Петр Иванович счастливо рассмеялся. Я поздравил его с благополучным приемом родов и выразил надежду, что теперь ему не безразлична будет судьба нашего младшего тезки.

И тут Лукьянченко схватился за голову.

- Забыл, забыл впопыхах спросить ее фамилию. - Руки его беспомощно упали.

Не успел я его утешить, расспросить о службе, о товарищах, как заметил, что густо задымили трубы «Харькова» - не иначе, как предстоит экстренная съемка. Догадку подтверждает подлетевший посыльный.

- Командир просит срочно прибыть на корабль.

На прощание обнимаю Петра Ивановича. Когда еще свидимся? Война не балует друзей встречами, особенно в такие напряженные дни…

На палубе вновь встречаю Веселова и Штепина. Не успели они управиться с заводкой швартовов и манильских тросов, как все хозяйство приходится сворачивать.

- Ничего, - говорю им. - Зимние штормы только начинаются, еще испытаете тросы. А сейчас лучше отштормуем в море.

- И манильские целей будут, - одобрительно добавляет хозяйственный Феоктист Штепин.

В каюте командира застаю штурмана Телятникова. Он докладывает о последнем циркуляре гидрографического управления и оперсводке штаба флота. Отпустив штурмана, Мельников обращается ко мне: [130]

- Командующий эскадрой приказал выйти в Новороссийск за маршевым пополнением и доставить его в Севастополь как можно скорей. Необходимые распоряжения по подготовке на выход мною даны. Прошу проследить за исполнением. Особое внимание обратите на четкую организацию приема людей и грузов в Новороссийске. Дорога каждая минута.

Из командирской каюты направляюсь к штурманам - следует ознакомиться с последними данными оперативно-тактической обстановки в районе плавания. Говоря «к штурманам», я не ошибся, поскольку краснофлотец Леонов, хотя и находился на штатной должности рулевого, имел диплом штурмана дальнего плавания и уверенно справлялся со штурманскими обязанностями. Он был первым помощником Телятникова, и нередко их можно было застать склонившимися над картами, особенно, когда невпроворот срочной работы. Вот и сейчас они вместе производят предварительную прокладку курса.

От штурманов - на шкафут. Здесь трюмные во главе со старшиной группы мичманом Петром Ткаченко убирают нефтешланги. Мичман докладывает, что успели заправиться мазутом «под завязку». Это хорошо, с полным запасом горючего всегда надежней ходить, да и корабль в море меньше качать будет, а трюмным не скоро придется заниматься замерами остатков топлива. Ткаченко тоже доволен. Он - один из старослужащих лидера, на корабле - с момента постройки, то есть с 1935 года, его знания и опыт весьма ценны.

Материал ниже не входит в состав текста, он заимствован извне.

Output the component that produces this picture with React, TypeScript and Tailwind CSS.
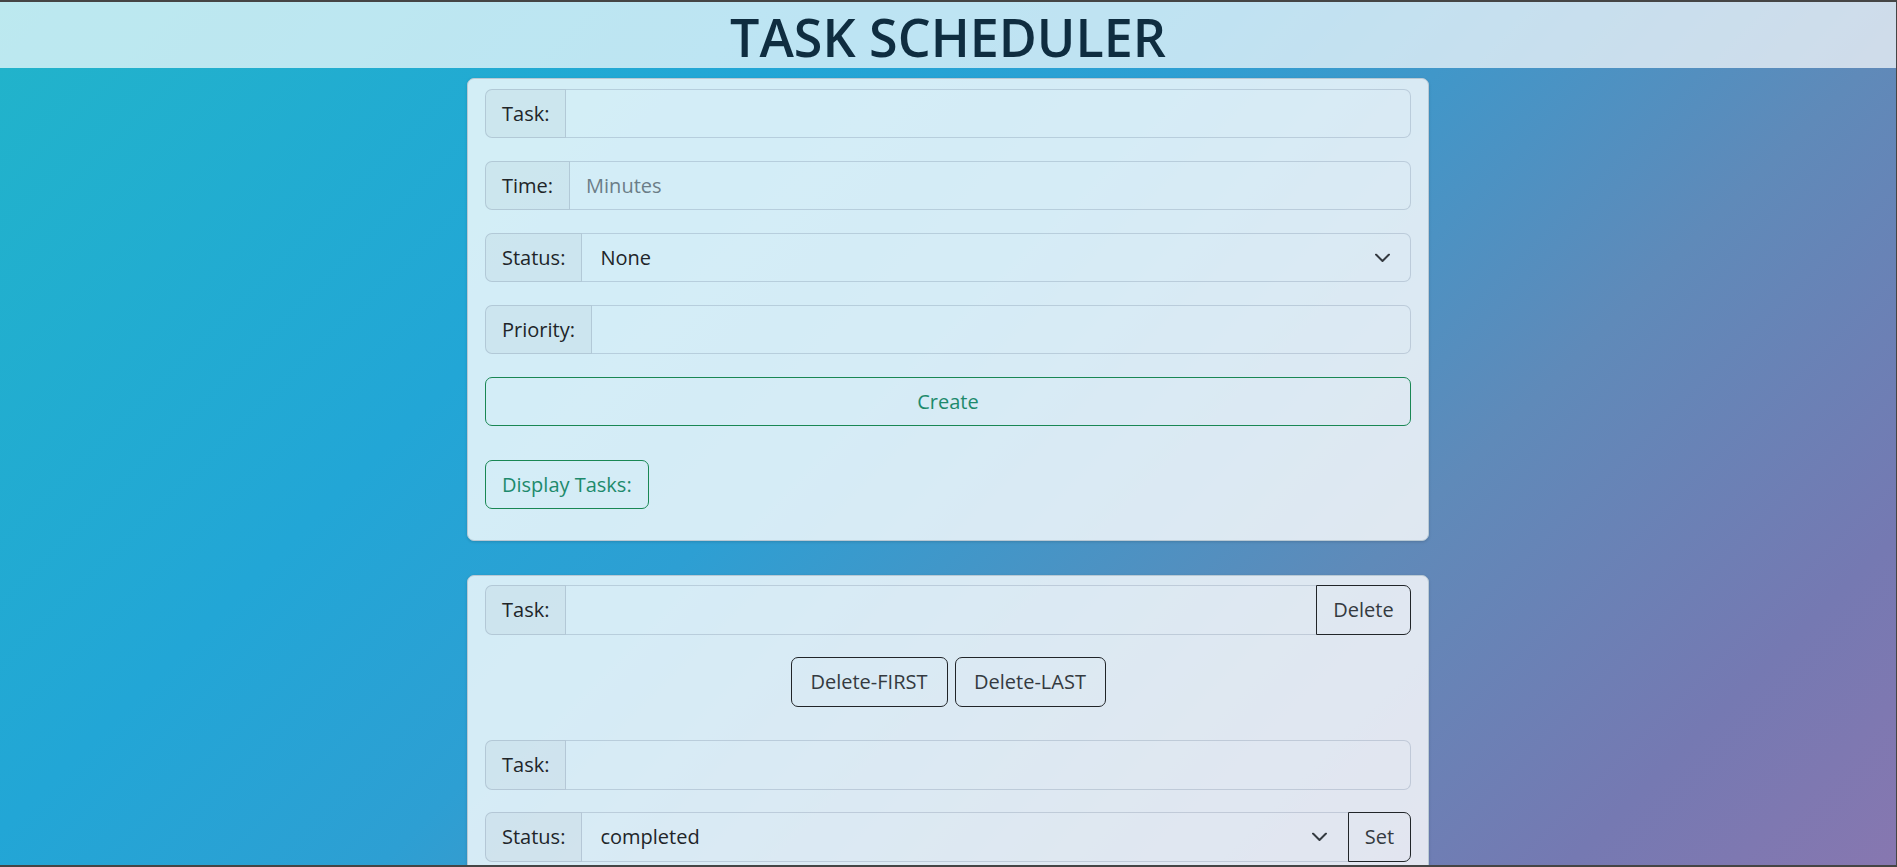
import React, { useState } from 'react';

const Chevron: React.FC = () => (
  <svg width="15" height="9" viewBox="0 0 15 9" fill="none" className="pointer-events-none absolute right-[21px] top-1/2 -translate-y-1/2">
    <polyline points="1,1 7.5,7.5 14,1" stroke="#343a40" strokeWidth="2" strokeLinecap="round" strokeLinejoin="round" />
  </svg>
);

const Label: React.FC<{ text: string }> = ({ text }) => (
  <span className="flex items-center rounded-l-[7px] border border-slate-500/25 bg-black/[0.03] px-4 text-[#212529]">
    {text}
  </span>
);

const App: React.FC = () => {
  const [task, setTask] = useState('');
  const [time, setTime] = useState('');
  const [status, setStatus] = useState('None');
  const [priority, setPriority] = useState('');
  const [delTask, setDelTask] = useState('');
  const [setTaskName, setSetTaskName] = useState('');
  const [newStatus, setNewStatus] = useState('completed');

  return (
    <div className="h-screen overflow-hidden border-t-2 border-r border-b-2 border-[#454545] bg-[linear-gradient(135deg,#21b4ca_0%,#22a6d6_30%,#2d9fd3_45%,#5f8ab9_70%,#7579b2_88%,#8777b0_100%)] font-['Open_Sans',sans-serif] text-[20px] text-[#212529]">
      {/* header */}
      <header className="flex h-[66px] items-center justify-center bg-white/70">
        <h1 className="pt-[3px] text-[52px] font-semibold leading-none text-[#0f2d40]">TASK SCHEDULER</h1>
      </header>

      {/* create form */}
      <div className="mx-auto mt-[10px] w-[962px] rounded-[7px] border border-[#b9c9d4] bg-white/80 px-[17px] pt-[10px] pb-[31px] shadow-[0_1px_3px_rgba(0,0,0,0.15)]">
        <div className="flex flex-col gap-[23px]">
          <div className="flex h-[49px]">
            <Label text="Task:" />
            <input
              value={task}
              onChange={e => setTask(e.target.value)}
              className="min-w-0 flex-1 rounded-r-[7px] border border-l-0 border-slate-500/25 bg-transparent px-4 outline-none"
            />
          </div>
          <div className="flex h-[49px]">
            <Label text="Time:" />
            <input
              value={time}
              onChange={e => setTime(e.target.value)}
              placeholder="Minutes"
              className="min-w-0 flex-1 rounded-r-[7px] border border-l-0 border-slate-500/25 bg-transparent px-4 outline-none placeholder:text-[#6b7d87]"
            />
          </div>
          <div className="flex h-[49px]">
            <Label text="Status:" />
            <div className="relative min-w-0 flex-1">
              <select
                value={status}
                onChange={e => setStatus(e.target.value)}
                className="h-full w-full appearance-none rounded-r-[7px] border border-l-0 border-slate-500/25 bg-transparent pl-[18px] outline-none"
              >
                <option>None</option>
                <option>pending</option>
                <option>completed</option>
              </select>
              <Chevron />
            </div>
          </div>
          <div className="flex h-[49px]">
            <Label text="Priority:" />
            <input
              value={priority}
              onChange={e => setPriority(e.target.value)}
              className="min-w-0 flex-1 rounded-r-[7px] border border-l-0 border-slate-500/25 bg-transparent px-4 outline-none"
            />
          </div>
          <button className="h-[49px] w-full rounded-[7px] border border-[#198754] text-[#1d8a6c]">Create</button>
        </div>
        <button className="mt-[34px] h-[49px] rounded-[7px] border border-[#198754] px-4 text-[#1d8a6c]">Display Tasks:</button>
      </div>

      {/* edit form */}
      <div className="mx-auto mt-[34px] w-[962px] rounded-[7px] border border-[#b9c9d4] bg-white/80 px-[17px] pt-[9px] pb-[31px] shadow-[0_1px_3px_rgba(0,0,0,0.15)]">
        <div className="flex h-[50px]">
          <Label text="Task:" />
          <input
            value={delTask}
            onChange={e => setDelTask(e.target.value)}
            className="min-w-0 flex-1 border border-x-0 border-slate-500/25 bg-transparent px-4 outline-none"
          />
          <button className="w-[95px] rounded-r-[7px] border border-[#212529] text-[#343a40]">Delete</button>
        </div>

        <div className="mt-[22px] flex justify-center gap-[7px]">
          <button className="h-[50px] w-[157px] rounded-[7px] border border-[#212529] text-[#343a40]">Delete-FIRST</button>
          <button className="h-[50px] w-[151px] rounded-[7px] border border-[#212529] text-[#343a40]">Delete-LAST</button>
        </div>

        <div className="mt-[33px] flex h-[50px]">
          <Label text="Task:" />
          <input
            value={setTaskName}
            onChange={e => setSetTaskName(e.target.value)}
            className="min-w-0 flex-1 rounded-r-[7px] border border-l-0 border-slate-500/25 bg-transparent px-4 outline-none"
          />
        </div>

        <div className="mt-[22px] flex h-[50px]">
          <Label text="Status:" />
          <div className="relative min-w-0 flex-1">
            <select
              value={newStatus}
              onChange={e => setNewStatus(e.target.value)}
              className="h-full w-full appearance-none border border-x-0 border-slate-500/25 bg-transparent pl-[18px] outline-none"
            >
              <option>completed</option>
              <option>pending</option>
              <option>None</option>
            </select>
            <Chevron />
          </div>
          <button className="w-[63px] rounded-r-[7px] border border-[#212529] text-[#343a40]">Set</button>
        </div>
      </div>
    </div>
  );
};

export default App;
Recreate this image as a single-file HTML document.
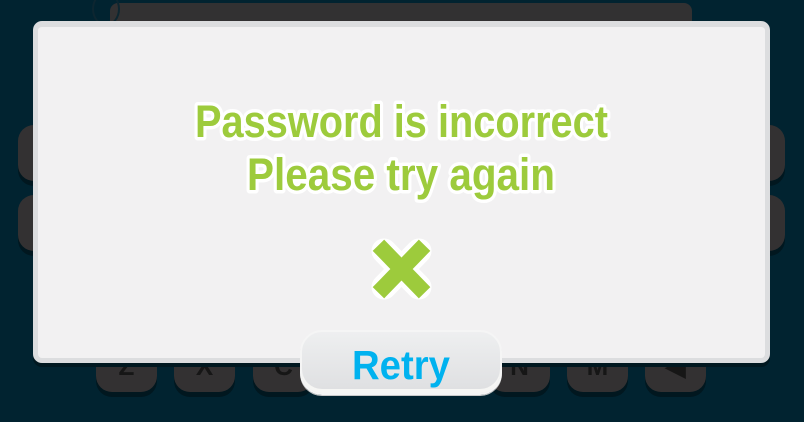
<!DOCTYPE html>
<html><head><style>
html,body{margin:0;padding:0;}
body{width:804px;height:422px;background:#012330;position:relative;overflow:hidden;font-family:"Liberation Sans",sans-serif;}
.key{position:absolute;background:#333132;border-radius:16px;box-shadow:0 5px 0 #01171f;color:#161616;font-weight:bold;font-size:26px;text-align:center;}
.dlg{position:absolute;left:33px;top:21px;width:737px;height:342px;background:#f2f1f2;border-radius:9px;box-sizing:border-box;border:5px solid #dcdddf;border-top-width:6px;box-shadow:0 4px 0 #011820;}
.btn{position:absolute;left:300px;top:330px;width:202px;height:65px;box-sizing:border-box;border-radius:22px;background:linear-gradient(#eeeff0,#dedfe1);border:2px solid #f5f5f5;box-shadow:inset 0 -4px 0 #f6f6f4,0 1px 0 #c9c9c9;}
</style></head><body>
<div style="position:absolute;left:110px;top:3px;width:582px;height:30px;background:#323132;border-radius:8px;"></div>
<div style="position:absolute;left:92px;top:-8px;width:24px;height:30px;border:2px solid #0d2630;border-radius:50%;"></div>
<div class="key" style="left:18px;top:125px;width:40px;height:56px"></div>
<div class="key" style="left:18px;top:195px;width:40px;height:56px"></div>
<div class="key" style="left:745px;top:125px;width:40px;height:56px"></div>
<div class="key" style="left:745px;top:195px;width:40px;height:56px"></div>
<div class="key" style="left:96px;top:340px;width:61px;height:52px;line-height:52px">Z</div>
<div class="key" style="left:174px;top:340px;width:61px;height:52px;line-height:52px">X</div>
<div class="key" style="left:253px;top:340px;width:61px;height:52px;line-height:52px">C</div>
<div class="key" style="left:489px;top:340px;width:61px;height:52px;line-height:52px">N</div>
<div class="key" style="left:567px;top:340px;width:61px;height:52px;line-height:52px">M</div>
<div class="key" style="left:645px;top:340px;width:61px;height:52px;line-height:52px">◀</div>
<div class="dlg"></div>
<svg width="804" height="422" style="position:absolute;left:0;top:0">
<g font-family="Liberation Sans, sans-serif" font-weight="bold" font-size="45" fill="#9dcb3c" stroke="#ffffff" stroke-width="7" stroke-linejoin="round" style="paint-order:stroke">
<text x="195" y="137" textLength="413" lengthAdjust="spacingAndGlyphs">Password is incorrect</text>
<text x="247" y="190" textLength="308" lengthAdjust="spacingAndGlyphs">Please try again</text>
</g>
<g stroke-linecap="round">
<path d="M384 251 L419 287 M419 251 L384 287" stroke="#ffffff" stroke-width="25"/>
<path d="M384 251 L419 287 M419 251 L384 287" stroke="#9dcb3c" stroke-width="16" stroke-linecap="square"/>
</g>
</svg>
<div class="btn"></div>
<svg width="804" height="422" style="position:absolute;left:0;top:0">
<text x="352" y="379" font-family="Liberation Sans, sans-serif" font-weight="bold" font-size="41" fill="#00b2ef" textLength="98" lengthAdjust="spacingAndGlyphs">Retry</text>
</svg>
</body></html>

К тому же это человек веселого нрава, трудолюбив, отзывчив, с таким легко служится.

После доклада командиров боевых частей и служб о готовности к походу я отправляюсь к командиру со своим рапортом. Мельников уже на ходовом мостике. Одет он по-походному - в меховом реглане, с неразлучным восьмикратным биноклем на груди. Серьезный, собранный.

На сигнальной вышке поста связи взвились флажные позывные «Харькова» и сигнал «Добро! Выход разрешается».

- Старпом! Прикажите отдать швартовы, будем сниматься!

Через минуту с юта докладывают: «Чисто за кормой!» Мешкать сейчас нельзя, корабль несет носом под ветер, того и гляди заденем соседний причал. Мельников быстрым [131] и решительным маневром выводит лидер из порта. А вслед нам сигнальный прожектор с поста связи передает: «В районе Геленджика на рекомендованном курсе обнаружена плавающая мина (координаты), меры принимаются. Подписал опердежурный базы…»

- Штурману нанести на карту, - приказывает командир. И тут же обращается к Иевлеву: - При подходе к опасной зоне усилить внимание. Наблюдать за морем.

С выходом на открытый рейд чувствуем ветер до семи баллов, направление прежнее, от зюйда. Сразу начинается качка. Насколько хватает глаз, бесконечная цепь барашковых гребней волн. Мы идем на норд-вест, корму то и дело забрасывает по ветру и корабль сбивает с курса. Брызгами холодной воды обдает ют и заливает пост сбрасывания глубинных бомб. Здесь на вахте минер Николай Ермилов. Непогода никоим образом не сказывается на боевой готовности поста. Связь с ходовым мостиком у Ермилова надежная, в любую минуту он готов сбросить за корму серию бомб.

А видимость все хуже и хуже. Вершины гор спрятались в клубящихся облаках, над горизонтом нависли тяжелые низкие тучи. Временами воздушными завихрениями на ходовой мостик заносит горячие едкие газы из котельных труб. Становится тяжело дышать. К счастью, это продолжается недолго. Часа через четыре лидер входит в Цемесскую бухту.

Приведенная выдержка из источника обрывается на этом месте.